Дым между тем расползался по коридорам. Это редкостная гадость — дымовая шашка. Она воняет так, что блевать будет даже тот, кто неделю ничего не ел. Будет выворачивать наизнанку непереносимыми спазмами, выхаркивать внутренности и желчь…
Кое-кто уже и начал. Кого-то сложило в пароксизме болезненного кашля, кто-то царапал горло ногтями, будто бы это могло принести облегчение.
Гордин спустился в подвал. Он точно знал: в дворницкой есть засада. Только не знал, это оперативники или салабоны в форме. Но кем бы они ни были, надо отдать должное — они оставались на месте. Из дворницкой слышались возбужденные разговоры:
— Полезет?
— Да хрен его, козла, знает! Будем готовы!
— Блин, он человек или нет?
— Перестань ныть!
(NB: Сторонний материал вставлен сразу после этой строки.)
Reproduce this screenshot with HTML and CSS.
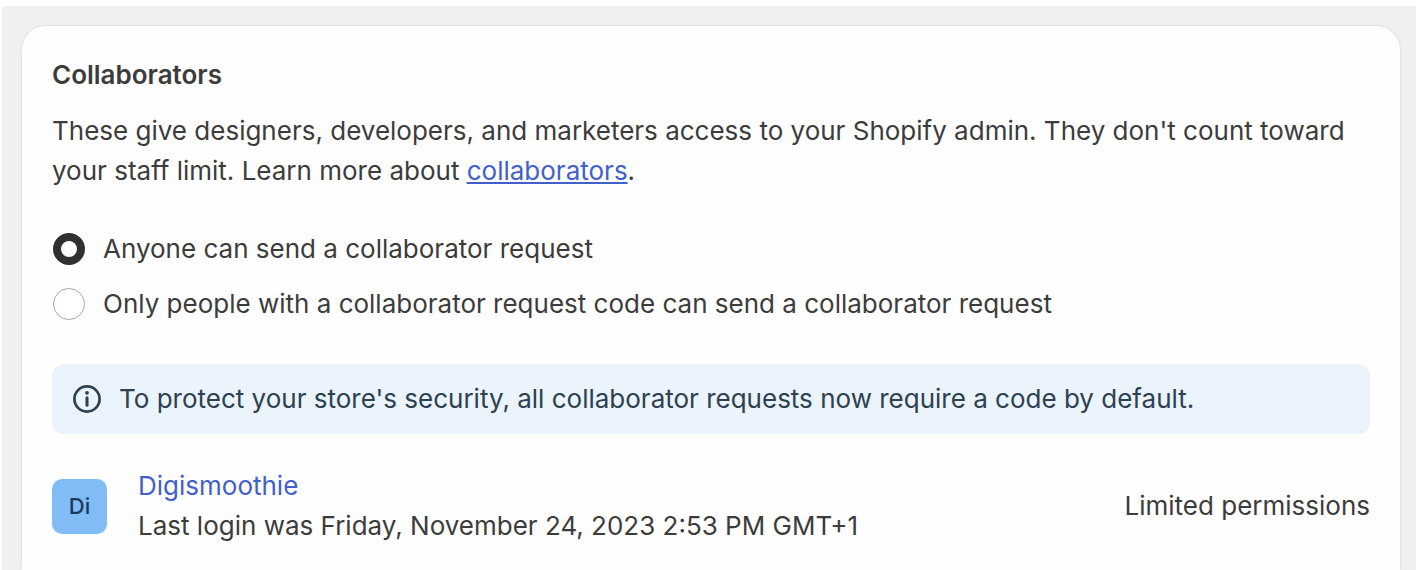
FILE: index.html
```html
<!DOCTYPE html>
<html lang="en">
<head>
    <meta charset="UTF-8">
    <meta name="viewport" content="width=device-width, initial-scale=1.0">
    <title>Collaborators</title>
    <link rel="stylesheet" href="styles.css">
</head>
<body>
    <main class="page">
        <section class="card">
            <h2>Collaborators</h2>
            <p class="intro">These give designers, developers, and marketers access to your Shopify admin. They don't count toward your staff limit. Learn more about <a href="#">collaborators</a>.</p>

            <div class="radio-group">
                <div class="radio-option">
                    <input type="radio" name="requests" id="requestsAnyone" checked>
                    <label for="requestsAnyone">Anyone can send a collaborator request</label>
                </div>
                <div class="radio-option">
                    <input type="radio" name="requests" id="requestsCode">
                    <label for="requestsCode">Only people with a collaborator request code can send a collaborator request</label>
                </div>
            </div>

            <div class="banner">
                <svg class="banner-icon" viewBox="0 0 28 28" aria-hidden="true">
                    <circle cx="14" cy="14" r="12.6" fill="none" stroke="currentColor" stroke-width="2.7"/>
                    <circle cx="14" cy="7.8" r="1.9" fill="currentColor"/>
                    <path d="M14 12.8v7.4" stroke="currentColor" stroke-width="3" stroke-linecap="round"/>
                </svg>
                <p>To protect your store's security, all collaborator requests now require a code by default.</p>
            </div>

            <div class="collaborator">
                <span class="avatar">Di</span>
                <div class="details">
                    <a href="#">Digismoothie</a>
                    <p>Last login was Friday, November 24, 2023 2:53 PM GMT+1</p>
                </div>
                <span class="permissions">Limited permissions</span>
            </div>
        </section>
    </main>
</body>
</html>
```

FILE: styles.css
```css
* {
    box-sizing: border-box;
}
body {
    margin: 0;
    padding-top: 6px;
    background-color: #fff;
    font-family: Inter, "Liberation Sans", sans-serif;
    font-size: 26px;
    line-height: 40px;
    color: #3c3c3c;
}
h2, p {
    margin: 0;
}
a {
    color: #4260cc;
}
.page {
    min-height: calc(100vh - 6px);
    margin-left: 2px;
    padding: 20px 16px 0 20px;
    background-color: #f0f0f0;
    display: flex;
}
.card {
    flex: 1;
    padding: 29px 30px 24px;
    background-color: #fefefe;
    border-radius: 24px 24px 0 0;
    box-shadow: 0 0 3px rgba(0, 0, 0, 0.12);
}
h2 {
    font-size: 26px;
    font-weight: 600;
}
.intro {
    margin-top: 16px;
}
.radio-group {
    display: flex;
    flex-direction: column;
    gap: 15px;
    margin-top: 38px;
}
.radio-option {
    display: flex;
    align-items: center;
    gap: 17px;
}
.radio-option input {
    appearance: none;
    flex: none;
    width: 32px;
    height: 32px;
    margin: 0 1px;
    border: 1px solid #aaa;
    border-radius: 50%;
    background-color: #fff;
}
.radio-option input:checked {
    border: 8px solid #303030;
}
.banner {
    display: flex;
    align-items: center;
    gap: 18px;
    margin-top: 40px;
    padding: 15px 21px;
    border-radius: 12px;
    background-color: #ebf3fd;
    color: #2c4152;
}
.banner-icon {
    flex: none;
    width: 28px;
    height: 28px;
}
.collaborator {
    display: flex;
    align-items: center;
    margin-top: 32px;
}
.avatar {
    flex: none;
    width: 55px;
    height: 55px;
    border-radius: 10px;
    background-color: #81bcf6;
    color: #1c3a5e;
    font-size: 22px;
    font-weight: 500;
    line-height: 55px;
    text-align: center;
}
.details {
    flex: 1;
    margin-left: 31px;
}
.details a {
    text-decoration: none;
}
```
Как появится — стреляй. Гордин, усмехнувшись, полез в сумку.
Комбат спускался по лестнице и думал, что это один из самых больших подвигов, на которые он пошел в своей жизни. Чтобы в других обстоятельствах он так сделал. Хотя чего зарекаться. Вот сейчас делает — наверняка и в другой ситуации полез бы. Обстоятельства — вот что формирует наш образ действия.
Он надеялся только на то, что по лестнице вниз не ломанется кто-нибудь, кто примерно адекватен ему по весу. Тогда ведь можно перила не удержать.
Только подумал — и на тебе: на едва пройденную площадку, прогромыхав по ступенькам, кто-то скатился. И, судя по неприятному хрусту, не по-детски приложился. Что-то бедняга себе поломал.
Невидимый, отделенный от Рублева стеной дыма несчастный тоненько закричал. Так закричал, что даже было непонятно — мужчина это или женщина. Комбат силой удержал себя от идеи проверить, как он там. Как бы он там ни был, но сейчас ему не помочь. А где-то внизу есть тварь, которая за все это ответит, когда Рублев до нее доберется.
Все это время те патрульные и оперативники, что были снаружи, пытались разобраться с происходящим внизу. И беспомощно топтались у лестницы, не имея возможности зайти.
Гордин достал из сумки что-то напоминающее пластиковый банан. Дернув за кольцо, он бросил эту штуку в сторону дворницкой и стал считать до пяти.